Moneybox

Vocational Training Is No Substitute For High School

A growing chorus of progressives, ranging from Rick Pearlstein to Dana Goldstein to Kevin Drum are suggesting that maybe Rick Santorum was right and instead of trying to give everyone a college prep education, we need a return to vocational schooling. After all, as Drum says “American high schools ought to be as good at turning out plumbers as they are at turning out future English majors.”

It’s true that we need plumbers, but I don’t think this has the implication that Drum thinks it has. For starters, as Kevin Carey notes it turns out that “most plumbers, pipefitters, and steamfitters get their training in jointly administered apprenticeships or in technical schools and community colleges.” This is similar to his point from a little while back that a large and growing fraction of auto mechanics have post-secondary training. In other words, while it’s true that we don’t necessarily need a large increase in people with traditional liberal arts degrees a large share of the career-focused education we need still has to occur at the post-secondary level. That’s for two reasons, the most fundamental of which is simply that as we grow more technologically sophisticated as a society all kinds of work becomes more complicated, technical, and specialized. The kinds of colleges that offer good training to be policy-focused journalists probably don’t offer great training to fix the automobiles of tomorrow, but that doesn’t mean car mechanics don’t need additional training.

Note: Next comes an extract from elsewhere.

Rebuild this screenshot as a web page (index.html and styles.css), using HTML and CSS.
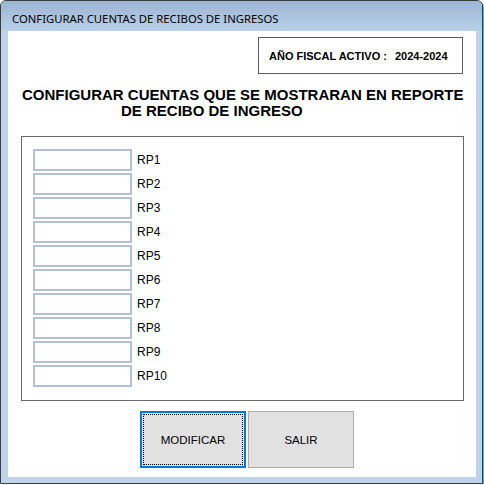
FILE: index.html
```html
<!DOCTYPE html>
<html>
<head>
<meta charset="utf-8">
<link rel="stylesheet" href="styles.css">
</head>
<body>
<div class="window">
  <div class="titlebar">CONFIGURAR CUENTAS DE RECIBOS DE INGRESOS</div>
  <div class="content">
    <div class="fiscal-row">
      <div class="fiscal-box">
        <span class="fiscal-label">AÑO FISCAL ACTIVO :</span>
        <span class="fiscal-value">2024-2024</span>
      </div>
    </div>
    <div class="heading">
      <div class="h-line1">CONFIGURAR CUENTAS QUE SE MOSTRARAN EN REPORTE</div>
      <div class="h-line2">DE RECIBO DE INGRESO</div>
    </div>
    <div class="groupbox">
      <div class="row"><input class="tb" type="text"><span class="lbl">RP1</span></div>
      <div class="row"><input class="tb" type="text"><span class="lbl">RP2</span></div>
      <div class="row"><input class="tb" type="text"><span class="lbl">RP3</span></div>
      <div class="row"><input class="tb" type="text"><span class="lbl">RP4</span></div>
      <div class="row"><input class="tb" type="text"><span class="lbl">RP5</span></div>
      <div class="row"><input class="tb" type="text"><span class="lbl">RP6</span></div>
      <div class="row"><input class="tb" type="text"><span class="lbl">RP7</span></div>
      <div class="row"><input class="tb" type="text"><span class="lbl">RP8</span></div>
      <div class="row"><input class="tb" type="text"><span class="lbl">RP9</span></div>
      <div class="row"><input class="tb" type="text"><span class="lbl">RP10</span></div>
    </div>
    <div class="buttons">
      <button class="btn btn-focus"><span class="focus-rect">MODIFICAR</span></button>
      <button class="btn">SALIR</button>
    </div>
  </div>
</div>
</body>
</html>
```

FILE: styles.css
```css
html, body {
  margin: 0;
  padding: 0;
  background: #ffffff;
}
.window {
  box-sizing: border-box;
  width: 483px;
  height: 484px;
  border: 1px solid #3c3c3c;
  border-radius: 6px 6px 0 0;
  box-shadow: 1px 1px 0 #27c3e3;
  background: #bfd4ea;
  padding: 0 6px 6px 7px;
  display: flex;
  flex-direction: column;
}
.titlebar {
  height: 30px;
  margin: 0 -6px 0 -7px;
  padding-left: 11px;
  border-radius: 5px 5px 0 0;
  background: linear-gradient(#9cb5d2, #b9d0e9);
  font-family: "Noto Sans", "Open Sans", sans-serif;
  font-size: 11.3px;
  line-height: 36px;
  color: #000;
  white-space: nowrap;
  overflow: hidden;
}
.content {
  flex: 1;
  background: #ffffff;
  display: flex;
  flex-direction: column;
  font-family: "Liberation Sans", Arial, sans-serif;
  color: #000;
}
.fiscal-row {
  display: flex;
  justify-content: flex-end;
  margin-top: 6px;
  padding-right: 13px;
}
.fiscal-box {
  box-sizing: border-box;
  width: 205px;
  height: 37px;
  border: 1px solid #5a5a5a;
  display: flex;
  align-items: center;
  padding-left: 10px;
  font-weight: bold;
  font-size: 11px;
}
.fiscal-value {
  margin-left: 8px;
}
.heading {
  margin-top: 13px;
  font-weight: bold;
  font-size: 15px;
  line-height: 16px;
  white-space: nowrap;
}
.h-line1 {
  padding-left: 14px;
}
.h-line2 {
  padding-left: 113px;
}
.groupbox {
  box-sizing: border-box;
  margin-top: 17px;
  margin-left: 13px;
  width: 443px;
  height: 265px;
  border: 1px solid #6a6a6a;
  padding: 12px 0 0 11px;
  display: flex;
  flex-direction: column;
  gap: 2px;
}
.row {
  display: flex;
  align-items: center;
  height: 22px;
}
.tb {
  box-sizing: border-box;
  width: 99px;
  height: 22px;
  margin: 0;
  border: 2px solid #b3c2d3;
  background: #fff;
  outline: none;
}
.lbl {
  margin-left: 5px;
  font-size: 12px;
}
.buttons {
  margin-top: 10px;
  margin-left: 132px;
  display: flex;
  gap: 2px;
}
.btn {
  box-sizing: border-box;
  width: 106px;
  height: 57px;
  margin: 0;
  padding: 0;
  background: #e1e1e1;
  border: 1px solid #adadad;
  font-family: "Liberation Sans", Arial, sans-serif;
  font-size: 11.5px;
  color: #000;
  display: flex;
  align-items: center;
  justify-content: center;
}
.btn-focus {
  border: 2px solid #0078d7;
  padding: 1px;
}
.focus-rect {
  box-sizing: border-box;
  width: 100%;
  height: 100%;
  border: 1px dotted #000;
  display: flex;
  align-items: center;
  justify-content: center;
}
```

The other issue is that if you look at countries that have successful high school level vocational training (Germany always seems to come up) you’ll note that kids go into the training with a solid grounding in the basics. Dana and I both visited a vocational training high school together in Finland, focused on teaching people hairstyle and makeup skills. What struck me is that the girls (and they were basically all girls) to the best I could tell were competent in algebra, literate in Finnish, and had an okay grasp of a foreign language. The kind of low-achieving American 15 year-olds who’d be put on a “vocational track” generally don’t have those kind of skills. What they’re getting out of high school (ideally) isn’t so much college prepatory work as it is remedial work designed to put them on track to receive career training. That’s not an ideal function for high schools to be serving, and oftentimes they don’t do a good job of it, and arguably remediation could be better-integrated with vocational training but as is often the case in education it’s a problem with earlier roots. If the outputs of America’s K-8 education keep improving (which they do in fact seem to be doing) and we invest more in quality preschool, then we’ll have more lattitude to talk about moving kids into job training sooner.